▶ **Data**:
◆ ◆ ◆ ◆ ◆ ◆ ◆

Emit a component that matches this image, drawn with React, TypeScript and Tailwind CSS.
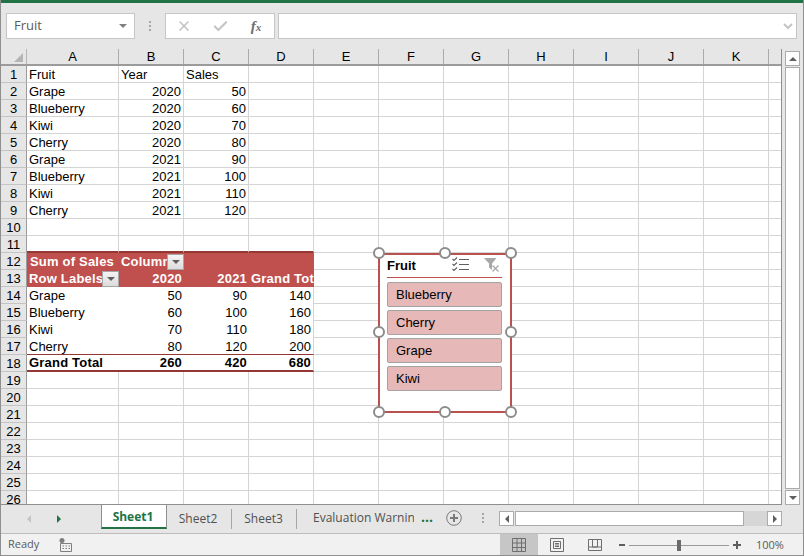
import { Check, X } from "lucide-react";
import type { ReactNode } from "react";

const COLUMNS = ["A", "B", "C", "D", "E", "F", "G", "H", "I", "J", "K"];

type CellDef = { text?: string; right?: boolean; btn?: boolean };

const PLAIN: Record<number, CellDef[]> = {
  1: [{ text: "Fruit" }, { text: "Year" }, { text: "Sales" }],
  2: [{ text: "Grape" }, { text: "2020", right: true }, { text: "50", right: true }],
  3: [{ text: "Blueberry" }, { text: "2020", right: true }, { text: "60", right: true }],
  4: [{ text: "Kiwi" }, { text: "2020", right: true }, { text: "70", right: true }],
  5: [{ text: "Cherry" }, { text: "2020", right: true }, { text: "80", right: true }],
  6: [{ text: "Grape" }, { text: "2021", right: true }, { text: "90", right: true }],
  7: [{ text: "Blueberry" }, { text: "2021", right: true }, { text: "100", right: true }],
  8: [{ text: "Kiwi" }, { text: "2021", right: true }, { text: "110", right: true }],
  9: [{ text: "Cherry" }, { text: "2021", right: true }, { text: "120", right: true }],
};

const PIVOT_BODY: Record<number, CellDef[]> = {
  14: [{ text: "Grape" }, { text: "50", right: true }, { text: "90", right: true }, { text: "140", right: true }],
  15: [{ text: "Blueberry" }, { text: "60", right: true }, { text: "100", right: true }, { text: "160", right: true }],
  16: [{ text: "Kiwi" }, { text: "70", right: true }, { text: "110", right: true }, { text: "180", right: true }],
  17: [{ text: "Cherry" }, { text: "80", right: true }, { text: "120", right: true }, { text: "200", right: true }],
};

const PIVOT_HEAD: Record<number, CellDef[]> = {
  12: [{ text: "Sum of Sales" }, { text: "Column", btn: true }, {}, {}],
  13: [{ text: "Row Labels", btn: true }, { text: "2020", right: true }, { text: "2021", right: true }, { text: "Grand Total" }],
};

const TOTAL: CellDef[] = [
  { text: "Grand Total" },
  { text: "260", right: true },
  { text: "420", right: true },
  { text: "680", right: true },
];

const FRUITS = ["Blueberry", "Cherry", "Grape", "Kiwi"];

const HANDLE_SPOTS = [
  "-left-[7px] -top-[8px]",
  "left-[59px] -top-[8px]",
  "-right-[7px] -top-[8px]",
  "-left-[7px] top-[71px]",
  "-right-[7px] top-[71px]",
  "-left-[7px] -bottom-[7px]",
  "left-[59px] -bottom-[7px]",
  "-right-[7px] -bottom-[7px]",
];

const OPEN_SANS = { fontFamily: "'Open Sans', sans-serif" };

function colWidth(i: number) {
  return i === 0 ? "w-[92px]" : "w-[65px]";
}

function FilterButton() {
  return (
    <span className="flex h-[16px] w-[17px] shrink-0 items-center justify-center border border-[#a6a6a6] bg-gradient-to-b from-[#f4f4f4] to-[#dcdcdc]">
      <span className="h-0 w-0 border-x-[4px] border-t-[4px] border-x-transparent border-t-[#5f5f5f]" />
    </span>
  );
}

function RowHeader({ n }: { n: number }) {
  return (
    <div className="flex h-full w-[26px] shrink-0 items-center justify-center border-r border-b border-r-[#9b9b9b] border-b-[#c4c4c4] bg-[#e6e6e6] pt-px text-[13px] text-black">
      {n}
    </div>
  );
}

function Row({ n, children }: { n: number; children: ReactNode }) {
  return (
    <div className="flex h-[17px] shrink-0">
      <RowHeader n={n} />
      {children}
      <div className="h-full w-[13px] shrink-0 border-b border-[#d4d4d4]" />
    </div>
  );
}

function EmptyCell({ i }: { i: number }) {
  return <div className={`${colWidth(i)} h-full shrink-0 border-r border-b border-[#d4d4d4]`} />;
}

function PlainRow({ n }: { n: number }) {
  const cells = PLAIN[n] ?? [];
  // row 11 carries the dark rule on top of the pivot header
  return (
    <Row n={n}>
      {COLUMNS.map((c, i) => (
        <div
          key={c}
          className={`${colWidth(i)} flex h-full shrink-0 items-center overflow-hidden border-r border-[#d4d4d4] px-[2px] pt-px text-[13px] text-black ${n === 11 && i < 4 ? "border-b-2 border-b-[#953735]" : "border-b"} ${cells[i]?.right ? "justify-end" : ""}`}
        >
          {cells[i]?.text}
        </div>
      ))}
    </Row>
  );
}

function PivotHeadRow({ n }: { n: number }) {
  const cells = PIVOT_HEAD[n];
  return (
    <Row n={n}>
      {COLUMNS.map((c, i) => {
        const cell = cells[i];
        if (i > 3) return <EmptyCell key={c} i={i} />;
        return (
          <div
            key={c}
            className={`${colWidth(i)} flex h-full shrink-0 items-center overflow-hidden whitespace-nowrap bg-[#c0504d] text-[13px] font-bold tracking-[0.2px] text-white ${n === 12 && i === 0 ? "pl-[3px]" : "pl-[2px]"} ${cell.right ? "justify-end pr-[2px]" : ""}`}
          >
            <span className={cell.btn ? "min-w-0 flex-1 overflow-hidden" : ""}>{cell.text}</span>
            {cell.btn && <FilterButton />}
          </div>
        );
      })}
    </Row>
  );
}

function PivotBodyRow({ n }: { n: number }) {
  const cells = PIVOT_BODY[n];
  return (
    <Row n={n}>
      {COLUMNS.map((c, i) =>
        i > 3 ? (
          <EmptyCell key={c} i={i} />
        ) : (
          <div
            key={c}
            className={`${colWidth(i)} flex h-full shrink-0 items-center overflow-hidden px-[2px] pt-px text-[13px] text-black ${i === 3 ? "border-r border-[#d4d4d4]" : ""} ${n === 17 ? "border-b border-b-[#953735]" : ""} ${cells[i].right ? "justify-end" : ""}`}
          >
            {cells[i].text}
          </div>
        ),
      )}
    </Row>
  );
}

function TotalRow() {
  return (
    <Row n={18}>
      {COLUMNS.map((c, i) =>
        i > 3 ? (
          <EmptyCell key={c} i={i} />
        ) : (
          <div
            key={c}
            className={`${colWidth(i)} flex h-full shrink-0 items-center overflow-hidden border-b-2 border-b-[#953735] px-[2px] text-[13px] font-bold tracking-[0.2px] text-black ${i === 3 ? "border-r border-r-[#d4d4d4]" : ""} ${TOTAL[i].right ? "justify-end" : ""}`}
          >
            {TOTAL[i].text}
          </div>
        ),
      )}
    </Row>
  );
}

function SheetRow({ n }: { n: number }) {
  if (n === 12 || n === 13) return <PivotHeadRow n={n} />;
  if (n >= 14 && n <= 17) return <PivotBodyRow n={n} />;
  if (n === 18) return <TotalRow />;
  return <PlainRow n={n} />;
}

function Slicer() {
  return (
    <div className="absolute left-[377px] top-[204px] flex h-[160px] w-[134px] flex-col border-2 border-[#b9514f] bg-white pl-[7px] pr-[8px]">
      <div className="flex h-[23px] shrink-0 items-center justify-between border-b border-[#c0504d] text-[13px] font-bold text-black">
        <span>Fruit</span>
        <span className="-mt-[3px] flex items-center gap-[15px] pr-[2px]">
          <svg width="17" height="15" viewBox="0 0 17 15" fill="none" stroke="#5f5f5f" strokeWidth="1.1">
            <path d="M0.5 2l1.500 1.500L5 0.500M0.500 7l1.500 1.500L5 5.500M0.500 12l1.500 1.500L5 10.500" />
            <path d="M7 2.500h10M7 7.500h10M7 12.500h10" />
          </svg>
          <svg width="16" height="16" viewBox="0 0 16 16" fill="none">
            <path d="M0 1h12.500L8 6.500V13L5 10.500V6.500z" fill="#a8a8a8" />
            <path d="M8.500 8.500l6 6M14.500 8.500l-6 6" stroke="#a8a8a8" strokeWidth="1.300" />
          </svg>
        </span>
      </div>
      <div className="mt-[4px] flex flex-col gap-[3px]">
        {FRUITS.map((f) => (
          <div
            key={f}
            className="flex h-[25px] items-center rounded-[2px] border border-[#a3a3a3] bg-[#e6b8b7] pl-[8px] text-[13px] text-black"
          >
            {f}
          </div>
        ))}
      </div>
      {HANDLE_SPOTS.map((spot) => (
        <span
          key={spot}
          className={`absolute h-[12px] w-[12px] rounded-full border-2 border-[#8c8c8c] bg-white ${spot}`}
        />
      ))}
    </div>
  );
}

function Triangle({ dir }: { dir: "up" | "down" | "left" | "right" }) {
  if (dir === "up") return <span className="h-0 w-0 border-x-[4px] border-b-[4px] border-x-transparent border-b-[#606060]" />;
  if (dir === "down") return <span className="h-0 w-0 border-x-[4px] border-t-[4px] border-x-transparent border-t-[#606060]" />;
  if (dir === "left") return <span className="h-0 w-0 border-y-[4px] border-r-[4px] border-y-transparent border-r-[#606060]" />;
  return <span className="h-0 w-0 border-y-[4px] border-l-[4px] border-y-transparent border-l-[#606060]" />;
}

function Dots() {
  return (
    <>
      <span className="h-[2px] w-[2px] bg-[#a6a6a6]" />
      <span className="h-[2px] w-[2px] bg-[#a6a6a6]" />
      <span className="h-[2px] w-[2px] bg-[#a6a6a6]" />
    </>
  );
}

function FormulaBar() {
  return (
    <div className="flex h-[46px] shrink-0 items-start bg-[#e6e6e6] pt-[10px] pl-[5px] pr-[6px]">
      <div className="flex h-[26px] w-[129px] items-center justify-between border border-[#c6c6c6] bg-white pl-[7px] pr-[7px] text-[13px] text-[#5c5c5c]">
        <span style={OPEN_SANS}>Fruit</span>
        <span className="h-0 w-0 border-x-[4px] border-t-[4px] border-x-transparent border-t-[#7f7f7f]" />
      </div>
      <div className="flex h-[26px] w-[30px] flex-col items-center justify-center gap-[2px]">
        <Dots />
      </div>
      <div className="flex h-[26px] w-[110px] items-center border border-[#c6c6c6] bg-white">
        <span className="flex w-[36px] justify-center"><X size={16} strokeWidth={2.500} color="#c4c4c4" /></span>
        <span className="flex w-[37px] justify-center"><Check size={17} strokeWidth={3} color="#c4c4c4" /></span>
        <span className="flex w-[34px] items-baseline justify-center text-[15px] font-bold italic text-[#6e6e6e]" style={{ fontFamily: "'Liberation Serif', serif" }}>
          f<span className="text-[11px]">x</span>
        </span>
      </div>
      <div className="ml-[3px] flex h-[26px] flex-1 items-center justify-end border border-[#c6c6c6] bg-white pr-[3px]">
        <svg width="10" height="7" viewBox="0 0 10 7" fill="none" stroke="#c4c4c4" strokeWidth="2">
          <path d="M1 1l4 4 4-4" />
        </svg>
      </div>
    </div>
  );
}

function Sheet() {
  return (
    <div className="flex h-[456px] shrink-0 bg-[#e6e6e6]">
      <div className="relative flex h-full w-[781px] shrink-0 flex-col overflow-hidden border-r border-b border-[#8f8f8f] bg-white">
        <div className="flex h-[17px] shrink-0 border-b-2 border-[#9b9b9b] bg-[#e6e6e6]">
          <div className="relative w-[26px] shrink-0 border-r border-[#b5b5b5]">
            <svg className="absolute right-[3px] bottom-[2px]" width="9" height="9" viewBox="0 0 9 9">
              <path d="M9 0v9H0z" fill="#b5b5b5" />
            </svg>
          </div>
          {COLUMNS.map((c, i) => (
            <div
              key={c}
              className={`${colWidth(i)} flex h-full shrink-0 items-center justify-center border-r border-[#ababab] text-[13px] text-black`}
            >
              {c}
            </div>
          ))}
        </div>
        {Array.from({ length: 26 }, (_, i) => (
          <SheetRow key={i} n={i + 1} />
        ))}
        <Slicer />
      </div>
      <div className="ml-[3px] flex w-[15px] shrink-0 flex-col pt-[2px]">
        <div className="flex h-[15px] shrink-0 items-center justify-center border border-[#ababab] bg-white"><Triangle dir="up" /></div>
        <div className="mt-[1px] flex-1 border border-[#ababab] bg-white" />
        <div className="mt-[1px] flex h-[15px] shrink-0 items-center justify-center border border-[#ababab] bg-white"><Triangle dir="down" /></div>
      </div>
    </div>
  );
}

function SheetTabs() {
  return (
    <div className="flex h-[29px] shrink-0 border-b border-[#bdbdbd] bg-[#e6e6e6] text-[12px]" style={OPEN_SANS}>
      <div className="flex w-[100px] shrink-0 items-center pb-[1px]">
        <span className="ml-[26px] h-0 w-0 border-y-[4px] border-r-[4px] border-y-transparent border-r-[#c4c4c4]" />
        <span className="ml-[26px] h-0 w-0 border-y-[4px] border-l-[4px] border-y-transparent border-l-[#217346]" />
      </div>
      <div className="flex h-[24px] w-[66px] shrink-0 items-center justify-center border-x border-b-2 border-x-[#8f8f8f] border-b-[#217346] bg-white pt-[2px] pr-[2px] font-bold text-[#217346]">
        Sheet1
      </div>
      <div className="flex h-[24px] w-[65px] shrink-0 items-end justify-center text-[#505050]">
        <span className="flex h-[20px] w-full items-center justify-center border-r border-[#a6a6a6] pr-[2px]">Sheet2</span>
      </div>
      <div className="flex h-[24px] w-[65px] shrink-0 items-end justify-center text-[#505050]">
        <span className="flex h-[20px] w-full items-center justify-center border-r border-[#a6a6a6] pr-[1px]">Sheet3</span>
      </div>
      <div className="flex h-[24px] w-[117px] shrink-0 items-center overflow-hidden whitespace-nowrap pl-[16px] pt-[2px] text-[#505050]">
        Evaluation Warning
      </div>
      <div className="flex h-[24px] w-[26px] shrink-0 items-center justify-center text-[14px] font-bold leading-none text-[#217346]">...</div>
      <div className="flex h-[26px] w-[29px] shrink-0 items-center justify-center pr-[2px]">
        <svg width="16" height="16" viewBox="0 0 16 16" fill="none" stroke="#7a7a7a">
          <circle cx="8" cy="8" r="7.300" />
          <path d="M8 4v8M4 8h8" strokeWidth="2" />
        </svg>
      </div>
      <div className="flex h-[26px] w-[30px] shrink-0 flex-col items-center justify-center gap-[2px] pr-[2px]">
        <Dots />
      </div>
      <div className="mt-[6px] flex h-[15px] w-[283px] shrink-0">
        <span className="flex w-[15px] items-center justify-center border border-[#ababab] bg-white"><Triangle dir="left" /></span>
        <span className="ml-[1px] w-[229px] border border-[#ababab] bg-white" />
        <span className="w-[23px] bg-[#d6d6d6]" />
        <span className="flex w-[15px] items-center justify-center border border-[#ababab] bg-white"><Triangle dir="right" /></span>
      </div>
    </div>
  );
}

function StatusBar() {
  return (
    <div className="flex h-[22px] shrink-0 items-center bg-[#f1f1f1] text-[11px] text-[#5a5a5a]" style={OPEN_SANS}>
      <span className="ml-[7px] w-[51px] pb-px">Ready</span>
      <svg width="14" height="14" viewBox="0 0 14 14" fill="none">
        <circle cx="3" cy="2.500" r="2.500" fill="#7f7f7f" />
        <path d="M1.500 5.500h11v8h-11z" stroke="#7f7f7f" />
        <path d="M3.500 8h1.500M6.500 8h1.500M9.500 8h1.500M3.500 10.500h1.500M6.500 10.500h1.500M9.500 10.500h1.500" stroke="#7f7f7f" />
      </svg>
      <div className="ml-[427px] flex h-full w-[38px] items-center justify-center bg-[#c6c6c6]">
        <svg width="14" height="14" viewBox="0 0 14 14" fill="none" stroke="#6f6f6f">
          <path d="M.5.5h13v13H.5zM5 .5v13M9.500 .5v13M.5 5h13M.5 9.500h13" />
        </svg>
      </div>
      <div className="flex w-[38px] justify-center">
        <svg width="14" height="14" viewBox="0 0 14 14" fill="none" stroke="#6f6f6f">
          <path d="M.5.5h13v13H.5zM3.500 3.500h7v7h-7zM5 5.500h4M5 7h4M5 8.500h4" />
        </svg>
      </div>
      <div className="flex w-[38px] justify-center">
        <svg width="14" height="12" viewBox="0 0 14 12" fill="none" stroke="#6f6f6f">
          <path d="M.5.5h13v11H.5zM.5 8h13M4.500 .5V8h5V.5" />
        </svg>
      </div>
      <span className="ml-[5px] h-[2px] w-[6px] bg-[#5f5f5f]" />
      <div className="relative ml-[4px] flex h-[12px] w-[100px] items-center">
        <span className="h-px w-full bg-[#9a9a9a]" />
        <span className="absolute left-[48px] h-[11px] w-[4px] bg-[#6a6a6a]" />
      </div>
      <svg className="ml-[4px]" width="8" height="8" viewBox="0 0 8 8" stroke="#5f5f5f" strokeWidth="2">
        <path d="M0 4h8M4 0v8" />
      </svg>
      <span className="ml-[15px]">100%</span>
    </div>
  );
}

export default function App() {
  return (
    <div
      className="flex h-[556px] w-[804px] flex-col overflow-hidden border-x border-b border-x-[#8f8f8f] border-b-[#8f8f8f] bg-[#e6e6e6]"
      style={{ fontFamily: "'Liberation Sans', Arial, sans-serif" }}
    >
      <div className="h-[3px] shrink-0 bg-[#217346]" />
      <FormulaBar />
      <Sheet />
      <SheetTabs />
      <StatusBar />
    </div>
  );
}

◆ ◆ ◆ ◆ ◆ ◆ ◆

▶ **Exercise objective**:
Up to and including the line containing "string; right?: boolean;", repeat every line from the start of the data, but none of the pictures.

▶ **Reply to the task**:
Emit a component that matches this image, drawn with React, TypeScript and Tailwind CSS.
import { Check, X } from "lucide-react";
import type { ReactNode } from "react";

const COLUMNS = ["A", "B", "C", "D", "E", "F", "G", "H", "I", "J", "K"];

type CellDef = { text?: string; right?: boolean; btn?: boolean };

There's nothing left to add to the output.